→ OBJECTIVE
Where a line holds the string "components", return that line.
--- Start of RECORDED INFORMATION ---
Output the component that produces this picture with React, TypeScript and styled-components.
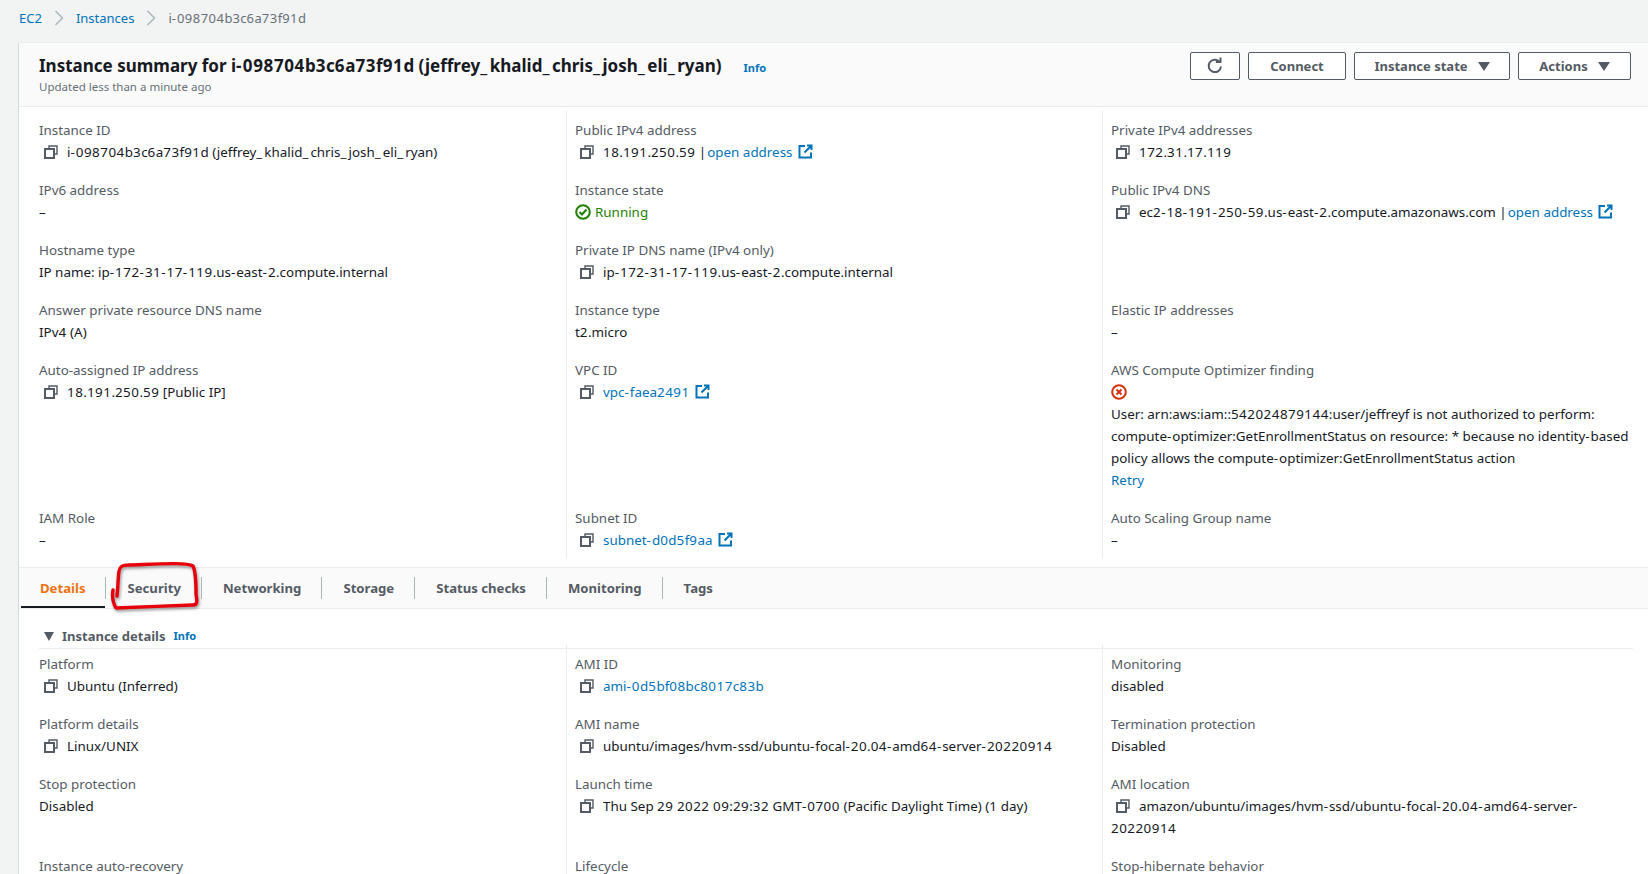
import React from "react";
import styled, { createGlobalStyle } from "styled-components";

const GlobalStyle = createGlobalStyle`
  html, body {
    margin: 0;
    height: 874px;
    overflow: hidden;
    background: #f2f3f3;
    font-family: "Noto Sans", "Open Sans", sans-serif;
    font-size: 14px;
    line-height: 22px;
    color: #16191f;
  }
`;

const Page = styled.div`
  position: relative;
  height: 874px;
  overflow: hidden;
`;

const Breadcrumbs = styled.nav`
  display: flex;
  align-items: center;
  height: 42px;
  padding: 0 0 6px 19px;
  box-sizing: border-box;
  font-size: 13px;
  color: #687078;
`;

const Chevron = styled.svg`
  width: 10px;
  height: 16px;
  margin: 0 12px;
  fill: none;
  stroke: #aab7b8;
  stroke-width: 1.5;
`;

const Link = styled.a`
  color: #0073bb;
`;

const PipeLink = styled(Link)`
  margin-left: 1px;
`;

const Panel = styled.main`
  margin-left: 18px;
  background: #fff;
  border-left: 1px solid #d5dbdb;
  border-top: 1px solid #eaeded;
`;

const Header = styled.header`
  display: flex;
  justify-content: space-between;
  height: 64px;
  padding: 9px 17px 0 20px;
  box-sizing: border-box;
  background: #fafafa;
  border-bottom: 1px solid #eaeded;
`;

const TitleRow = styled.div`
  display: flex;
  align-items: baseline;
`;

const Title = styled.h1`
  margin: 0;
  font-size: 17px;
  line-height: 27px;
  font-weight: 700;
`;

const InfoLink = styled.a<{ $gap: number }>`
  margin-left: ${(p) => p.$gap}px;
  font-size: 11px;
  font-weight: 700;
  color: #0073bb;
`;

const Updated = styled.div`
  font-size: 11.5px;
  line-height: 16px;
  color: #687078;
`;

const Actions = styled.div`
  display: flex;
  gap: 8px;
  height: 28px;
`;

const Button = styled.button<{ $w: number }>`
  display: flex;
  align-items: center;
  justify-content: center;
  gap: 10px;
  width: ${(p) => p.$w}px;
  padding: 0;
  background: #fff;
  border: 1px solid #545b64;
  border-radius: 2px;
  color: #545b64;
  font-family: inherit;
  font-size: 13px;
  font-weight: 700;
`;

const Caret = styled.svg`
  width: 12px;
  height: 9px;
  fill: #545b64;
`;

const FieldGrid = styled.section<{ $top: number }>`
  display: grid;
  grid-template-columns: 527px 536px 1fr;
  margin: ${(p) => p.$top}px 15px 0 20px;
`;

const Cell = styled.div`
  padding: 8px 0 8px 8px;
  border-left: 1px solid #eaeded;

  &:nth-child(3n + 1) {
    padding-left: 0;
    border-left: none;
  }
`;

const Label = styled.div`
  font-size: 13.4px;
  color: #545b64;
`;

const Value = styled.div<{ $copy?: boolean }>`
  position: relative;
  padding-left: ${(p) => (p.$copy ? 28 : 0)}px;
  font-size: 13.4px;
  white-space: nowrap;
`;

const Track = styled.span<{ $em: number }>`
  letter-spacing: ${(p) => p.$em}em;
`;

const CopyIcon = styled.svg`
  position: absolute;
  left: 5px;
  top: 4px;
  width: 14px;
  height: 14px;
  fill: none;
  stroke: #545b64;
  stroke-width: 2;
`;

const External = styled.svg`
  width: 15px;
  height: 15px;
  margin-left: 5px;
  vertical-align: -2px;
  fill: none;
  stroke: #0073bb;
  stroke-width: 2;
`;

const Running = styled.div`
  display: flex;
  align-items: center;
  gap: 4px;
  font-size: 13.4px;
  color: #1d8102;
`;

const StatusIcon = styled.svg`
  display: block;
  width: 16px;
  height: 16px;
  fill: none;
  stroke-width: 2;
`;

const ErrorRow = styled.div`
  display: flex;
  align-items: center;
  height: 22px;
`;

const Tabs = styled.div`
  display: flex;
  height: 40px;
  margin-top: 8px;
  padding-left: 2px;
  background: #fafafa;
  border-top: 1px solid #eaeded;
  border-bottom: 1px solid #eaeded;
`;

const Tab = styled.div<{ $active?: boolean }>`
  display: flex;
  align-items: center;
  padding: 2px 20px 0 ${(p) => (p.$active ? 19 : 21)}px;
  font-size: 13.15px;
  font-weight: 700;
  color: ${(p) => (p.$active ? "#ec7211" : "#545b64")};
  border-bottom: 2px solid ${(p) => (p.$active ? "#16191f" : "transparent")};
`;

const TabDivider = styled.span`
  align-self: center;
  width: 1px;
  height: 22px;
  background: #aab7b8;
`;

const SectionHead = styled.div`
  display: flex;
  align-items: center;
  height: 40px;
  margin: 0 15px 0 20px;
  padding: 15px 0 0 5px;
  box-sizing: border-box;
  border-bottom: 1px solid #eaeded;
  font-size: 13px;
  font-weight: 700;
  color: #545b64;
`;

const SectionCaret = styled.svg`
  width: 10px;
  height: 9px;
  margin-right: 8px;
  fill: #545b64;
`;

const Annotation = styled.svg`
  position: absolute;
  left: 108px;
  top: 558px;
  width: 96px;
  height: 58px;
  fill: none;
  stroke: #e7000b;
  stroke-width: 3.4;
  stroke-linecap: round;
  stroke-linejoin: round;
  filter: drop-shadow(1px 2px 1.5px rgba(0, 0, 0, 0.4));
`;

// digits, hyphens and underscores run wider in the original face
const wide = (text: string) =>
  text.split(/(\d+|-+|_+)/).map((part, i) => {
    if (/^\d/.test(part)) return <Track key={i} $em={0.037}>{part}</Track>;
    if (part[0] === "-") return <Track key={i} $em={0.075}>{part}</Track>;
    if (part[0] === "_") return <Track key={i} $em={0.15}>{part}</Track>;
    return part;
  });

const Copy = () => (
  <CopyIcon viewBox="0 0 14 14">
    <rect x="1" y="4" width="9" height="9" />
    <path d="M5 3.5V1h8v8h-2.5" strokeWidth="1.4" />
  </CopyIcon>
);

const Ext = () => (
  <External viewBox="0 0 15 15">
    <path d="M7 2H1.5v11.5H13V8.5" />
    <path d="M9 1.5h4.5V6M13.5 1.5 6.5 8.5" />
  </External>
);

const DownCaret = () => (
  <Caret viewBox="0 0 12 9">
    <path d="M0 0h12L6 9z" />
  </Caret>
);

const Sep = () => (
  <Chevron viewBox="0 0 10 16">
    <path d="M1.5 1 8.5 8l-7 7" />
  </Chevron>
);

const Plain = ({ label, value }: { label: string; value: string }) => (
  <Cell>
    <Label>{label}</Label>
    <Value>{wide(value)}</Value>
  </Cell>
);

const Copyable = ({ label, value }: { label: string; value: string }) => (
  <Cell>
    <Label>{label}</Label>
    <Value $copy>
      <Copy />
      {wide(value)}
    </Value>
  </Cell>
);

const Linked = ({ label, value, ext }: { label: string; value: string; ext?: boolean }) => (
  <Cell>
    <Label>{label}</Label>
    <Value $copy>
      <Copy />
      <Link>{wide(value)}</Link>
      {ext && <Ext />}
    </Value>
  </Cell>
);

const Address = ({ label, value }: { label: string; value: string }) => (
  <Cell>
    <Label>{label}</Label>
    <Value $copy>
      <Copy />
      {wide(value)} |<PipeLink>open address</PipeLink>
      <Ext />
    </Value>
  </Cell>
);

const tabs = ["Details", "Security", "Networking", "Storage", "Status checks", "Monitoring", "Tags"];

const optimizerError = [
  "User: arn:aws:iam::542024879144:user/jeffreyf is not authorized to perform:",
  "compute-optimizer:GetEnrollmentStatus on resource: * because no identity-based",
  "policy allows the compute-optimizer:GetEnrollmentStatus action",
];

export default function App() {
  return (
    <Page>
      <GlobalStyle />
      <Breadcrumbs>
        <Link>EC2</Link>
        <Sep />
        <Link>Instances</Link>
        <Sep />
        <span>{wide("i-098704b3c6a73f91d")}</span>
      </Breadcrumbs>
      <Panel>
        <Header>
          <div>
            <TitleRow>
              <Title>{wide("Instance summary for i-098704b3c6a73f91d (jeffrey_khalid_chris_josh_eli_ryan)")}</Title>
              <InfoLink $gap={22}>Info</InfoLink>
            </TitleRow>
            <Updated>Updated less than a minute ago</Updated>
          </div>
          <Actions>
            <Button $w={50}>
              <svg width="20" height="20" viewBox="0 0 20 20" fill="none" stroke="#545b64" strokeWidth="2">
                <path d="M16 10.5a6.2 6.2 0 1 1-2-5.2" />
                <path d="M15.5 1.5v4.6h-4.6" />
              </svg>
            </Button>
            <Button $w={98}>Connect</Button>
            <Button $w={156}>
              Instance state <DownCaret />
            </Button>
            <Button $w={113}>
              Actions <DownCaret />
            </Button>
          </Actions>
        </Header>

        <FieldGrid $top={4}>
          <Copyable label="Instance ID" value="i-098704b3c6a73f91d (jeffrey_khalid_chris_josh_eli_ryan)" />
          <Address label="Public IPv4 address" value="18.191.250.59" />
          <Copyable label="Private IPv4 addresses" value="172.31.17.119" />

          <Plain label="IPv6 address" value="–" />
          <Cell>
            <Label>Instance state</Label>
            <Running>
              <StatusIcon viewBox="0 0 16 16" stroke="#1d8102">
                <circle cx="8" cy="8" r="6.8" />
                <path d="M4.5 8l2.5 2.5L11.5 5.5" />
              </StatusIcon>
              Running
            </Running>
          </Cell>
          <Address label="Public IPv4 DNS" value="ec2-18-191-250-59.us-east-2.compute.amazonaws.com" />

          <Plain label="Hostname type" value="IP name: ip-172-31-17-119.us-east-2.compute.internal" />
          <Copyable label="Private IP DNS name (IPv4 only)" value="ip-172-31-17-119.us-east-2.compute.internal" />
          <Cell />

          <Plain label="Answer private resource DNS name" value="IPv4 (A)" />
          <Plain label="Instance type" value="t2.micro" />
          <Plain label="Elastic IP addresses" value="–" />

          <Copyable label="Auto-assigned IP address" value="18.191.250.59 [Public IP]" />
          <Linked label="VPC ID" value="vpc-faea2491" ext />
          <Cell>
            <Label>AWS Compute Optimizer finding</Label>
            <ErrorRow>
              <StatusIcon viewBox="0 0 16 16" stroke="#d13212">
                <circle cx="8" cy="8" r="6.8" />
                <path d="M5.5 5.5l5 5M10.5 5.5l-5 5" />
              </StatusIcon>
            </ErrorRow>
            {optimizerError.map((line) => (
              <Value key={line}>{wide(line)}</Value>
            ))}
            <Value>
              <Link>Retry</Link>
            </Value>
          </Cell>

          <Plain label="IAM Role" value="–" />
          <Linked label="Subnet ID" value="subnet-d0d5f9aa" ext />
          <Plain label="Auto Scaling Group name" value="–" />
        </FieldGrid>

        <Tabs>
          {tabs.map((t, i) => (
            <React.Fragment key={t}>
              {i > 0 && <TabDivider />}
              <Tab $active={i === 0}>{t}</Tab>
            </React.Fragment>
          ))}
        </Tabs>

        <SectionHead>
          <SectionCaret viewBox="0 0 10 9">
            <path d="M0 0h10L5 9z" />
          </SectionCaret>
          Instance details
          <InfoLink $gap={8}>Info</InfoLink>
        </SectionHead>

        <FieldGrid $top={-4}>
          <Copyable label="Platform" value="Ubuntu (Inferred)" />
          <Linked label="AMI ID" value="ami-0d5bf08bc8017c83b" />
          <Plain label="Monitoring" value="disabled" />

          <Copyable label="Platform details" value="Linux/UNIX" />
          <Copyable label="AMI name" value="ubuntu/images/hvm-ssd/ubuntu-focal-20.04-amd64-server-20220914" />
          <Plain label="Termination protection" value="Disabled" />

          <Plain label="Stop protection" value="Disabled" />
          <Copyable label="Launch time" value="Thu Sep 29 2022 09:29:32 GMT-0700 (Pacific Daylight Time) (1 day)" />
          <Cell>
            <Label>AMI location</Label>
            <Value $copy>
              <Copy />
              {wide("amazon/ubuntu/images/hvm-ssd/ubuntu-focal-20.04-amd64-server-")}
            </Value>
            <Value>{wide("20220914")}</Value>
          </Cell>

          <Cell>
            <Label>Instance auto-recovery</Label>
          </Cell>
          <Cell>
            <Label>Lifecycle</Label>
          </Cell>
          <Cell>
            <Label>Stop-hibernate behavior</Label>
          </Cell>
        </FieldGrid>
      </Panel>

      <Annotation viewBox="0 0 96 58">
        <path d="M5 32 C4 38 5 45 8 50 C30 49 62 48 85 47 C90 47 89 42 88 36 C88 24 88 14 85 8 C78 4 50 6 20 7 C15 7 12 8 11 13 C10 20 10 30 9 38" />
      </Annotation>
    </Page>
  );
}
--- End of RECORDED INFORMATION ---
→ OUTPUT OF THE EXERCISE
Output the component that produces this picture with React, TypeScript and styled-components.
import styled, { createGlobalStyle } from "styled-components";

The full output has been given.